**WORK TO DO:** Set down the material below word for word, excluding the pictures.

══════

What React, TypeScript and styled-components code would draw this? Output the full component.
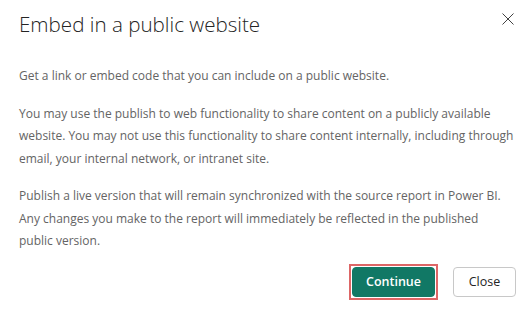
import React from "react";
import styled, { createGlobalStyle } from "styled-components";

const GlobalStyle = createGlobalStyle`
  html, body {
    margin: 0;
    background: #fff;
  }
  body {
    font-family: "Open Sans", "Noto Sans", sans-serif;
    -webkit-font-smoothing: antialiased;
  }
`;

const Dialog = styled.div`
  width: 532px;
  height: 309px;
  box-sizing: border-box;
  padding: 10px 16px 0 19px;
  display: flex;
  flex-direction: column;
  background: #fff;
`;

const Header = styled.div`
  display: flex;
  align-items: flex-start;
  justify-content: space-between;
`;

const Title = styled.h1`
  margin: 0;
  font-size: 20.6px;
  font-weight: 300;
  line-height: 28px;
  color: #242424;
`;

const CloseIconButton = styled.button`
  width: 14px;
  height: 14px;
  margin: 2px 1px 0 0;
  padding: 0;
  border: none;
  background: transparent;
  color: #424242;
  display: flex;
  align-items: center;
  justify-content: center;
  cursor: pointer;
`;

const Body = styled.div`
  margin-top: 27px;
  display: flex;
  flex-direction: column;
  gap: 15px;
`;

const Paragraph = styled.p`
  margin: 0;
  font-size: 12px;
  line-height: 22.5px;
  color: #646464;
  white-space: nowrap;
`;

const Footer = styled.div`
  margin-top: 11px;
  display: flex;
  justify-content: flex-end;
  align-items: center;
  gap: 15px;
`;

const FocusRing = styled.span`
  display: inline-flex;
  padding: 1px;
  border: 2px solid #dd6666;
`;

const Button = styled.button<{ $primary?: boolean }>`
  height: 30px;
  box-sizing: border-box;
  border-radius: 4px;
  font-family: inherit;
  font-size: 12.5px;
  font-weight: ${(p) => (p.$primary ? 600 : 400)};
  padding: 0;
  width: ${(p) => (p.$primary ? 83 : 63)}px;
  background: ${(p) => (p.$primary ? "#117865" : "#fff")};
  color: ${(p) => (p.$primary ? "#fff" : "#242424")};
  border: 1px solid ${(p) => (p.$primary ? "#117865" : "#c8c8c8")};
  cursor: pointer;
`;

const DismissIcon = () => (
  <svg width="12" height="12" viewBox="0 0 12 12" fill="none">
    <path d="M0.5 0.5L11.5 11.5M11.5 0.5L0.5 11.5" stroke="currentColor" strokeWidth="1" />
  </svg>
);

export default function App() {
  return (
    <>
      <GlobalStyle />
      <Dialog>
        <Header>
          <Title>Embed in a public website</Title>
          <CloseIconButton aria-label="Close">
            <DismissIcon />
          </CloseIconButton>
        </Header>
        <Body>
          <Paragraph>Get a link or embed code that you can include on a public website.</Paragraph>
          <Paragraph>
            You may use the publish to web functionality to share content on a publicly available
            <br />
            website. You may not use this functionality to share content internally, including through
            <br />
            email, your internal network, or intranet site.
          </Paragraph>
          <Paragraph>
            Publish a live version that will remain synchronized with the source report in Power BI.
            <br />
            Any changes you make to the report will immediately be reflected in the published
            <br />
            public version.
          </Paragraph>
        </Body>
        <Footer>
          <FocusRing>
            <Button $primary>Continue</Button>
          </FocusRing>
          <Button>Close</Button>
        </Footer>
      </Dialog>
    </>
  );
}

══════

**WRITTEN REPLY:**
What React, TypeScript and styled-components code would draw this? Output the full component.
import React from "react";
import styled, { createGlobalStyle } from "styled-components";

const GlobalStyle = createGlobalStyle`
  html, body {
    margin: 0;
    background: #fff;
  }
  body {
    font-family: "Open Sans", "Noto Sans", sans-serif;
    -webkit-font-smoothing: antialiased;
  }
`;

const Dialog = styled.div`
  width: 532px;
  height: 309px;
  box-sizing: border-box;
  padding: 10px 16px 0 19px;
  display: flex;
  flex-direction: column;
  background: #fff;
`;

const Header = styled.div`
  display: flex;
  align-items: flex-start;
  justify-content: space-between;
`;

const Title = styled.h1`
  margin: 0;
  font-size: 20.6px;
  font-weight: 300;
  line-height: 28px;
  color: #242424;
`;

const CloseIconButton = styled.button`
  width: 14px;
  height: 14px;
  margin: 2px 1px 0 0;
  padding: 0;
  border: none;
  background: transparent;
  color: #424242;
  display: flex;
  align-items: center;
  justify-content: center;
  cursor: pointer;
`;

const Body = styled.div`
  margin-top: 27px;
  display: flex;
  flex-direction: column;
  gap: 15px;
`;

const Paragraph = styled.p`
  margin: 0;
  font-size: 12px;
  line-height: 22.5px;
  color: #646464;
  white-space: nowrap;
`;

const Footer = styled.div`
  margin-top: 11px;
  display: flex;
  justify-content: flex-end;
  align-items: center;
  gap: 15px;
`;

const FocusRing = styled.span`
  display: inline-flex;
  padding: 1px;
  border: 2px solid #dd6666;
`;

const Button = styled.button<{ $primary?: boolean }>`
  height: 30px;
  box-sizing: border-box;
  border-radius: 4px;
  font-family: inherit;
  font-size: 12.5px;
  font-weight: ${(p) => (p.$primary ? 600 : 400)};
  padding: 0;
  width: ${(p) => (p.$primary ? 83 : 63)}px;
  background: ${(p) => (p.$primary ? "#117865" : "#fff")};
  color: ${(p) => (p.$primary ? "#fff" : "#242424")};
  border: 1px solid ${(p) => (p.$primary ? "#117865" : "#c8c8c8")};
  cursor: pointer;
`;

const DismissIcon = () => (
  <svg width="12" height="12" viewBox="0 0 12 12" fill="none">
    <path d="M0.5 0.5L11.5 11.5M11.5 0.5L0.5 11.5" stroke="currentColor" strokeWidth="1" />
  </svg>
);

export default function App() {
  return (
    <>
      <GlobalStyle />
      <Dialog>
        <Header>
          <Title>Embed in a public website</Title>
          <CloseIconButton aria-label="Close">
            <DismissIcon />
          </CloseIconButton>
        </Header>
        <Body>
          <Paragraph>Get a link or embed code that you can include on a public website.</Paragraph>
          <Paragraph>
            You may use the publish to web functionality to share content on a publicly available
            <br />
            website. You may not use this functionality to share content internally, including through
            <br />
            email, your internal network, or intranet site.
          </Paragraph>
          <Paragraph>
            Publish a live version that will remain synchronized with the source report in Power BI.
            <br />
            Any changes you make to the report will immediately be reflected in the published
            <br />
            public version.
          </Paragraph>
        </Body>
        <Footer>
          <FocusRing>
            <Button $primary>Continue</Button>
          </FocusRing>
          <Button>Close</Button>
        </Footer>
      </Dialog>
    </>
  );
}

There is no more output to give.